We will now see what the effect of water is in the felting operation. Especially hot water assists that operation, and the effect is a curious one. When acid is added as well, the felting is still further increased, and shrinking also takes place. As already shown you, the free ends of the scales, themselves softened by the warm dilute acid, are extended and project more, and stand out from the shafts of the hairs. On the whole, were I a hat manufacturer, I should prefer to buy my fur untreated by that nitric acid and mercury process previously referred to, and promote its felting properties myself by the less severe and more rational course of proceeding, such, for example, as treatment with warm dilute acid. We have referred to two enemies standing in the way to the obtainment of a final lustre and finish on felted wool or fur, now let us expose a third. In the black dyeing of the hat-forms a boiling process is used. Let us hear what Dr. Bowman, in his work on the wool fibre, says with regard to boiling with water. "Wool which looked quite bright when well washed with tepid water, was decidedly duller when kept for some time in water at a temperature of 160° F., and the same wool, when subjected to boiling water at 212° F., became quite dull and lustreless. When tested for strength, the same fibres which carried on the average 500 grains without breaking before boiling, after boiling would not bear more than 480 grains." Hence this third enemy is a boiling process, especially a long-continued one if only with water itself. If we could use coal-tar colours and dye in only a warm weak acid bath, not boil, we could get better lustre and finish.

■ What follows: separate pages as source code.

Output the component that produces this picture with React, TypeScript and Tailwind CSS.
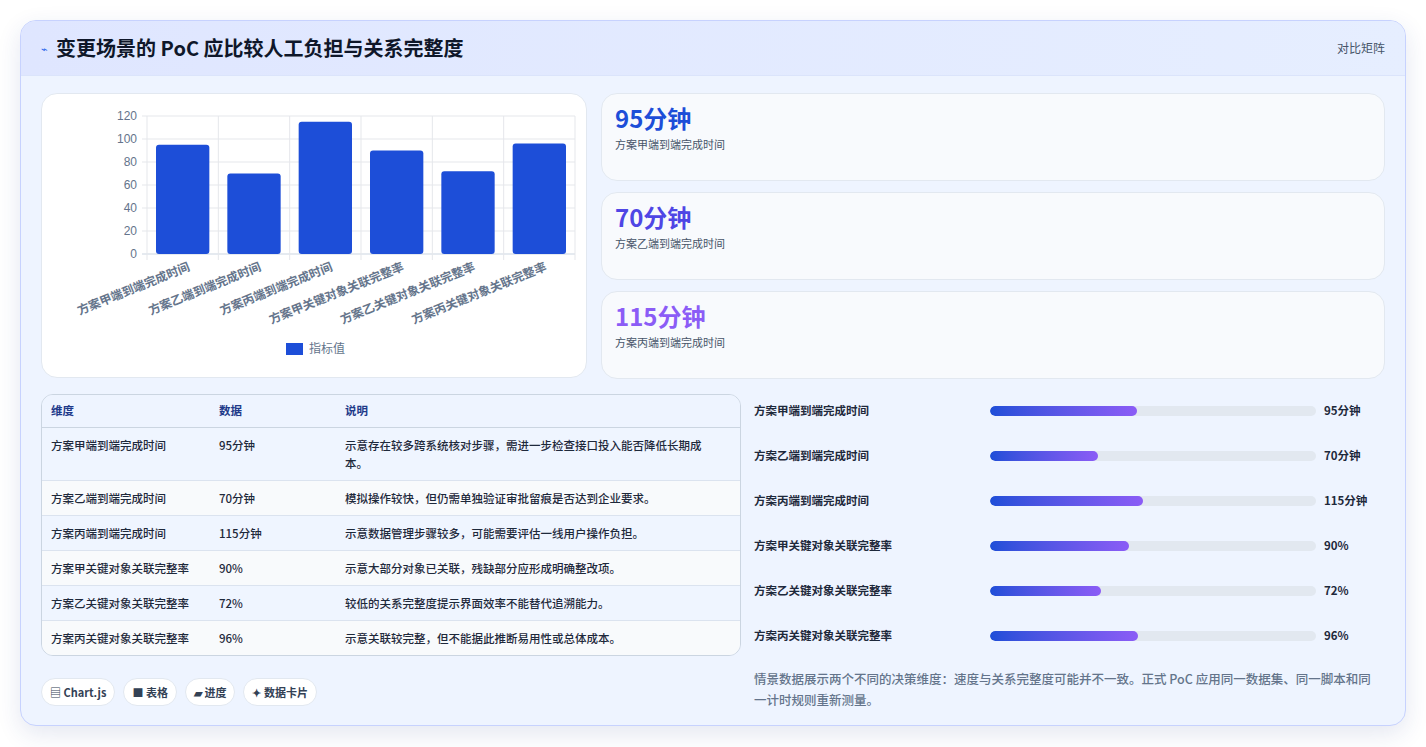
import React from "react";

const font = { fontFamily: '"Noto Sans CJK SC", "Noto Sans", sans-serif' };

const rows = [
  ["方案甲端到端完成时间", "95分钟", "示意存在较多跨系统核对步骤，需进一步检查接口投入能否降低长期成本。", 45],
  ["方案乙端到端完成时间", "70分钟", "模拟操作较快，但仍需单独验证审批留痕是否达到企业要求。", 33],
  ["方案丙端到端完成时间", "115分钟", "示意数据管理步骤较多，可能需要评估一线用户操作负担。", 47],
  ["方案甲关键对象关联完整率", "90%", "示意大部分对象已关联，残缺部分应形成明确整改项。", 42.5],
  ["方案乙关键对象关联完整率", "72%", "较低的关系完整度提示界面效率不能替代追溯能力。", 34],
  ["方案丙关键对象关联完整率", "96%", "示意关联较完整，但不能据此推断易用性或总体成本。", 45.3],
] as const;

const vals = [95, 70, 115, 90, 72, 96];

function Chart() {
  const x0 = 105, x1 = 533, y0 = 160, yTop = 22;
  const cw = (x1 - x0) / 6;
  const sy = (v: number) => y0 - (v / 120) * (y0 - yTop);
  return (
    <svg width="545" height="284" className="block">
      {[0, 20, 40, 60, 80, 100, 120].map((t) => (
        <g key={t}>
          <line x1={x0 - 5} x2={x1} y1={sy(t)} y2={sy(t)} stroke={t === 0 ? "#cbd5e1" : "#e5e7eb"} />
          <text x={x0 - 10} y={sy(t) + 4} textAnchor="end" fontSize="12" fill="#64748b" fontFamily="Liberation Sans, sans-serif">{t}</text>
        </g>
      ))}
      {Array.from({ length: 7 }).map((_, i) => (
        <line key={i} x1={x0 + i * cw} x2={x0 + i * cw} y1={yTop} y2={y0 + 6} stroke="#e5e7eb" />
      ))}
      {vals.map((v, i) => (
        <rect key={i} x={x0 + i * cw + 9} y={sy(v)} width={cw - 18} height={y0 - sy(v)} rx="3" fill="#1d4ed8" />
      ))}
      {rows.map((r, i) => (
        <text key={i} transform={`translate(${x0 + i * cw + cw / 2 + 8},${y0 + 16}) rotate(-22)`} textAnchor="end" fontSize="12" fill="#64748b" fontWeight="600" style={font}>{r[0]}</text>
      ))}
      <rect x="244" y="249" width="17" height="12" fill="#1d4ed8" />
      <text x="267" y="259" fontSize="12" fill="#64748b" style={font}>指标值</text>
    </svg>
  );
}

export default function App() {
  return (
    <div className="w-[1426px] h-[747px] bg-white pt-5 px-5" style={font}>
      <div className="rounded-2xl border border-[#c7d2fe] bg-[#eef4ff] shadow-[0_8px_24px_rgba(30,58,138,0.12)] overflow-hidden h-[706px]">
        <div className="h-[55px] flex items-center justify-between px-5 bg-gradient-to-r from-[#dfe6ff] to-[#e6eeff] border-b border-[#dbe4fb]">
          <div className="flex items-center gap-2">
            <span className="text-[#2563eb] text-[11px]">⌁</span>
            <h1 className="text-[20px] font-bold text-[#0f172a]">变更场景的 PoC 应比较人工负担与关系完整度</h1>
          </div>
          <span className="text-[12px] text-[#475569]">对比矩阵</span>
        </div>
        <div className="px-5 pt-[17px]">
          <div className="flex gap-[14px]">
            <div className="w-[546px] h-[285px] bg-white rounded-2xl border border-[#e2e8f0]"><Chart /></div>
            <div className="flex-1 flex flex-col gap-[11px]">
              {[["95分钟", "方案甲端到端完成时间", "text-[#1d4ed8]"], ["70分钟", "方案乙端到端完成时间", "text-[#4f46e5]"], ["115分钟", "方案丙端到端完成时间", "text-[#8b5cf6]"]].map(([v, l, c]) => (
                <div key={v} className="h-[88px] bg-[#f8fafd] rounded-2xl border border-[#e2e8f0] px-[13px] pt-[6px]">
                  <div className={`text-[24px] font-bold leading-[36px] ${c}`}>{v}</div>
                  <div className="text-[11px] text-[#475569]">{l}</div>
                </div>
              ))}
            </div>
          </div>
          <div className="flex gap-[13px] mt-[15px]">
            <div className="w-[700px]">
              <div className="rounded-xl border border-[#cbd5e1] overflow-hidden text-[11.5px] text-[#1e293b]">
                <div className="grid grid-cols-[168px_126px_1fr] px-[9px] h-[33px] items-center bg-[#eef4ff] text-[#1e3a8a] font-semibold border-b border-[#cbd5e1]">
                  <span>维度</span><span>数据</span><span>说明</span>
                </div>
                {rows.map((r, i) => (
                  <div key={i} className={`grid grid-cols-[168px_126px_1fr] px-[9px] py-[8px] border-b last:border-b-0 border-[#dbe3ef] font-medium leading-[18px] ${i % 2 ? "bg-[#f8fafc]" : "bg-[#eff5ff]"}`}>
                    <span>{r[0]}</span><span>{r[1]}</span><span className="pr-2">{r[2]}</span>
                  </div>
                ))}
              </div>
              <div className="flex gap-[8px] mt-[22px] text-[11px] font-semibold text-[#334155]">
                {["▤ Chart.js", "■ 表格", "▰ 进度", "✦ 数据卡片"].map((t) => (
                  <span key={t} className="h-[28px] px-[8px] flex items-center rounded-full bg-white border border-[#e2e8f0]">{t}</span>
                ))}
              </div>
            </div>
            <div className="flex-1 -mt-[6px]">
              {rows.map((r, i) => (
                <div key={i} className="h-[45px] flex items-center text-[11.5px] font-semibold text-[#1e293b]">
                  <span className="w-[236px]">{r[0]}</span>
                  <div className="w-[326px] h-[10px] rounded-full bg-[#e2e8f0] overflow-hidden">
                    <div className="h-full rounded-full bg-gradient-to-r from-[#1d4ed8] to-[#8b5cf6]" style={{ width: `${r[3]}%` }} />
                  </div>
                  <span className="ml-[8px]">{r[1]}</span>
                </div>
              ))}
              <p className="mt-[10px] text-[12.5px] leading-[21px] text-[#64748b] font-medium pr-[4px]">情景数据展示两个不同的决策维度：速度与关系完整度可能并不一致。正式 PoC 应用同一数据集、同一脚本和同一计时规则重新测量。</p>
            </div>
          </div>
        </div>
      </div>
    </div>
  );
}
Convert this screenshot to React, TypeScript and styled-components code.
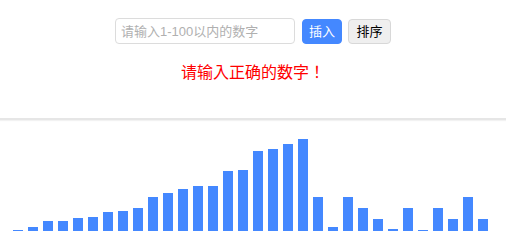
import React from "react";
import styled, { createGlobalStyle } from "styled-components";

const Global = createGlobalStyle`
  html, body { margin: 0; padding: 0; background: #fff; }
  body { font-family: "Liberation Sans", "Noto Sans CJK SC", sans-serif; }
`;

const Header = styled.header`
  height: 120px;
  box-sizing: border-box;
  padding-top: 18px;
  border-bottom: 2px solid #e6e6e6;
  box-shadow: 0 1px 1px #f2f2f2;
  display: flex;
  flex-direction: column;
  align-items: center;
`;

const Controls = styled.div`
  display: flex;
  align-items: center;
  gap: 6px;
`;

const Input = styled.input`
  box-sizing: border-box;
  width: 180px;
  height: 26px;
  margin-right: 1px;
  padding: 0 5px;
  border: 1px solid #dcdcdc;
  border-radius: 4px;
  outline: none;
  font-family: "Liberation Sans", "Noto Sans CJK SC", sans-serif;
  font-size: 13px;
  color: #333;
  &::placeholder { color: #b0b0b0; }
`;

const Button = styled.button<{ $primary?: boolean }>`
  box-sizing: border-box;
  width: ${(p) => (p.$primary ? "40px" : "43px")};
  height: 25px;
  padding: 0;
  border: 1px solid ${(p) => (p.$primary ? "#4488ff" : "#d8d8d8")};
  border-radius: 4px;
  background: ${(p) => (p.$primary ? "#4488ff" : "#efefef")};
  color: ${(p) => (p.$primary ? "#fff" : "#000")};
  font-family: "Liberation Sans", "Noto Sans CJK SC", sans-serif;
  font-size: 13px;
  line-height: 23px;
  text-align: center;
`;

const Message = styled.p`
  margin: 16px 0 0;
  color: #ff0000;
  font-family: "Noto Sans CJK JP", "Noto Sans CJK SC", sans-serif;
  font-size: 16px;
  line-height: 22px;
`;

const Chart = styled.ul`
  list-style: none;
  margin: 0;
  padding: 0 0 0 13px;
  height: 111px;
  display: flex;
  align-items: flex-end;
  gap: 5px;
`;

const Bar = styled.li`
  width: 10px;
  background: #4488ff;
`;

const heights = [1, 4, 10, 10, 13, 14, 19, 20, 23, 34, 38, 42, 45, 45, 60, 61, 80, 82, 87, 92, 34, 4, 34, 23, 12, 2, 23, 1, 23, 12, 34, 12];

export default function App() {
  return (
    <>
      <Global />
      <Header>
        <Controls>
          <Input placeholder="请输入1-100以内的数字" />
          <Button $primary>插入</Button>
          <Button>排序</Button>
        </Controls>
        <Message>请输入正确的数字！</Message>
      </Header>
      <Chart>
        {heights.map((h, i) => (
          <Bar key={i} style={{ height: h }} />
        ))}
      </Chart>
    </>
  );
}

We will now turn our attention to the chemical composition of wool and fur fibres. On chemical analysis still another element is found over and above those mentioned as the constituents of silk fibre. In silk, you will recollect, we observed the presence of carbon, hydrogen, oxygen, and nitrogen. In wool, fur, etc., we must add a fifth constituent, namely, sulphur. Here is an analysis of pure German wool—Carbon, 49·25 per cent.; hydrogen, 7·57; oxygen, 23·66; nitrogen, 15·86; sulphur, 3·66—total, 100·00. If you heat either wool, fur, or hair to 130° C., it begins to decompose, and to give off ammonia; if still further heated to from 140° to 150° C., vapours containing sulphur are evolved. If some wool be placed in a dry glass tube, and heated strongly so as to cause destructive distillation, products containing much carbonate of ammonium are given off. The ammonia is easily detected by its smell of hartshorn and the blue colour produced on a piece of reddened litmus paper, the latter being a general test to distinguish alkalis, like ammonia, soda, and potash, from acids. No vegetable fibres will, under any circumstances, give off ammonia. It may be asked, "But what does the production of ammonia prove?" I reply, the "backbone," chemically speaking, of ammonia is nitrogen. Ammonia is a compound of nitrogen and hydrogen, and is formulated NH₃, and hence to discover ammonia in the products as mentioned is to prove the prior existence of its nitrogen in the wool, fur, and hair fibres.

Action of Acids on Wool, etc.—Dilute solutions of vitriol (sulphuric acid) or hydrochloric acid (muriatic acid, spirits of salt) have little effect on wool, whether warm or cold, except to open out the scales and confer roughness on the fibre. Used in the concentrated state, however, the wool or fur would soon be disintegrated and ruined. But under all circumstances the action is far less than on cotton, which is destroyed at once and completely. Nitric acid acts like sulphuric and hydrochloric acids, but it gives a yellow colour to the fibre. You see this clearly enough in the fur that comes from your furriers after the treatment they subject it to with nitric acid and nitrate of mercury. There is a process known called the stripping of wool, and it consists in destroying the colour of wool and woollen goods already dyed, in order that they may be re-dyed. Listen, however, to the important precautions followed: A nitric acid not stronger than from 3° to 4° Twaddell is used, and care is taken not to prolong the action more than three or four minutes.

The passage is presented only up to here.